Since the inner query runs for each row of the outer query, it allows you to write queries that handle more detailed and conditional data checks. However, because correlated subqueries execute multiple times, they should be used carefully in large datasets to avoid performance issues.

When working with SQL queries, you may need to format or combine results from tables. For instance, developers sometimes merge multiple columns into a single output for easier reading or analysis. You can also learn about Concatenating Columns in SQL, a useful technique for handling database records.

 

Takeaways:

  • Correlated Subquery is an important concept of SQL that works on the same or different tables.
  • There is a big role for Inner Query & Outer Query in the Correlated Subquery of SQL.
  • The Correlated Subquery is different from the Join Statement in SQL.
  • The Correlated Subquery helps to filter the database with different queries simultaneously.
  • The Correlated Subquery can be implemented with other clauses as well.
  • If any other clauses are used with a Correlated Subquery, then the Nested Operation will be developed.

 

Frequently Asked Questions:

1) What is the main difference between a regular subquery and a correlated subquery in SQL?

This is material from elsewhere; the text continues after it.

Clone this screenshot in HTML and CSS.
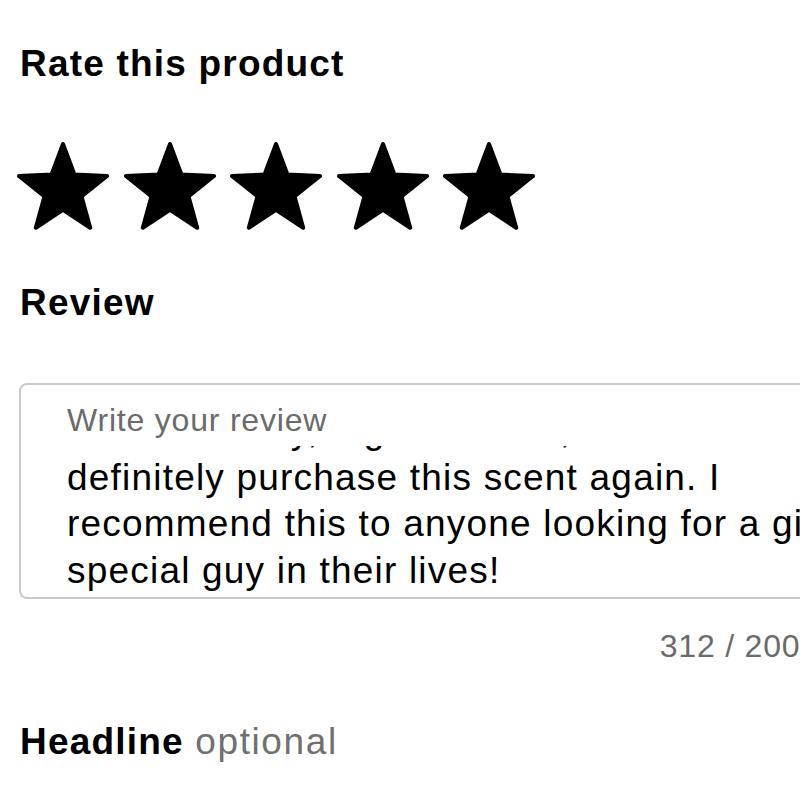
FILE: index.html
```html
<!DOCTYPE html>
<html lang="en">
<head>
<meta charset="utf-8">
<title>Rate this product</title>
<link rel="stylesheet" href="styles.css">
</head>
<body>
<main class="page">
  <h2 class="title title-rate">Rate this product</h2>
  <div class="stars" role="radiogroup" aria-label="Rating">
    <svg class="star" viewBox="0 0 92 88" aria-hidden="true"><path d="M46 2 L57.43 32.57 L90.04 33.99 L64.5 54.31 L73.21 85.76 L46 67.75 L18.79 85.76 L27.5 54.31 L1.96 33.99 L34.57 32.57 Z"/></svg>
    <svg class="star" viewBox="0 0 92 88" aria-hidden="true"><path d="M46 2 L57.43 32.57 L90.04 33.99 L64.5 54.31 L73.21 85.76 L46 67.75 L18.79 85.76 L27.5 54.31 L1.96 33.99 L34.57 32.57 Z"/></svg>
    <svg class="star" viewBox="0 0 92 88" aria-hidden="true"><path d="M46 2 L57.43 32.57 L90.04 33.99 L64.5 54.31 L73.21 85.76 L46 67.75 L18.79 85.76 L27.5 54.31 L1.96 33.99 L34.57 32.57 Z"/></svg>
    <svg class="star" viewBox="0 0 92 88" aria-hidden="true"><path d="M46 2 L57.43 32.57 L90.04 33.99 L64.5 54.31 L73.21 85.76 L46 67.75 L18.79 85.76 L27.5 54.31 L1.96 33.99 L34.57 32.57 Z"/></svg>
    <svg class="star" viewBox="0 0 92 88" aria-hidden="true"><path d="M46 2 L57.43 32.57 L90.04 33.99 L64.5 54.31 L73.21 85.76 L46 67.75 L18.79 85.76 L27.5 54.31 L1.96 33.99 L34.57 32.57 Z"/></svg>
  </div>

  <h2 class="title title-review">Review</h2>
  <div class="field">
    <div class="field-label">Write your review</div>
    <div class="field-scroll">
      <div class="field-text">It lasts all day, a great scent, and I will<br>definitely purchase this scent again. I<br>recommend this to anyone looking for a gift for the<br>special guy in their lives!</div>
    </div>
  </div>
  <div class="counter">312 / 2000</div>

  <h2 class="title title-headline">Headline <span class="optional">optional</span></h2>
</main>
</body>
</html>
```
FILE: styles.css
```css
html, body {
  margin: 0;
  padding: 0;
  background: #ffffff;
  overflow: hidden;
}

body {
  font-family: "Liberation Sans", Arial, Helvetica, sans-serif;
  color: #000000;
}

.page {
  width: 799px;
  padding: 42px 0 0 20px;
  display: flex;
  flex-direction: column;
}

.title {
  margin: 0;
  font-size: 37px;
  line-height: 44px;
  font-weight: 700;
  letter-spacing: 1.2px;
}

.stars {
  display: flex;
  gap: 14.5px;
  margin: 56px 0 0 -3px;
  height: 88px;
}

.star {
  width: 92px;
  height: 88px;
  display: block;
}

.star path {
  fill: #000;
  stroke: #000;
  stroke-width: 4;
  stroke-linejoin: round;
}

.title-review {
  margin-top: 51px;
}

.field {
  margin-top: 58px;
  margin-left: -1px;
  border: 2px solid #c9c9c9;
  border-radius: 8px;
  padding: 15px 0 3px 46px;
  display: flex;
  flex-direction: column;
}

.field-label {
  font-size: 32px;
  line-height: 40px;
  letter-spacing: 0.8px;
  color: #6b6b6b;
}

.field-scroll {
  margin-top: 6px;
  height: 148px;
  overflow: hidden;
  display: flex;
  flex-direction: column;
  justify-content: flex-end;
}

.field-text {
  flex: none;
  font-size: 37px;
  line-height: 46.5px;
  letter-spacing: 1.2px;
  white-space: nowrap;
  color: #000;
}

.counter {
  margin-top: 27px;
  align-self: flex-end;
  font-size: 32px;
  line-height: 40px;
  letter-spacing: 0.8px;
  color: #6b6b6b;
  white-space: nowrap;
}

.title-headline {
  margin-top: 54px;
}

.optional {
  font-weight: 400;
  letter-spacing: 1.6px;
  color: #707070;
}
```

A regular subquery runs once and returns a result that the outer query uses. But a correlated subquery depends on values from the outer query. Because of this dependency, it executes once for every row processed by the outer query.

2) Why can correlated subqueries sometimes cause performance issues?

A correlated subquery runs repeatedly for each row in the outer query. If the table contains a large number of rows, the database must execute the inner query many times. This repeated execution can slow down the query if it is not optimized.

3) When should you use a correlated subquery instead of a JOIN?

A correlated subquery is useful when you need row-by-row comparison or conditional filtering. It is often used in cases like finding rows with values greater than an average or related condition. However, in many large datasets, a JOIN with aggregation can perform faster.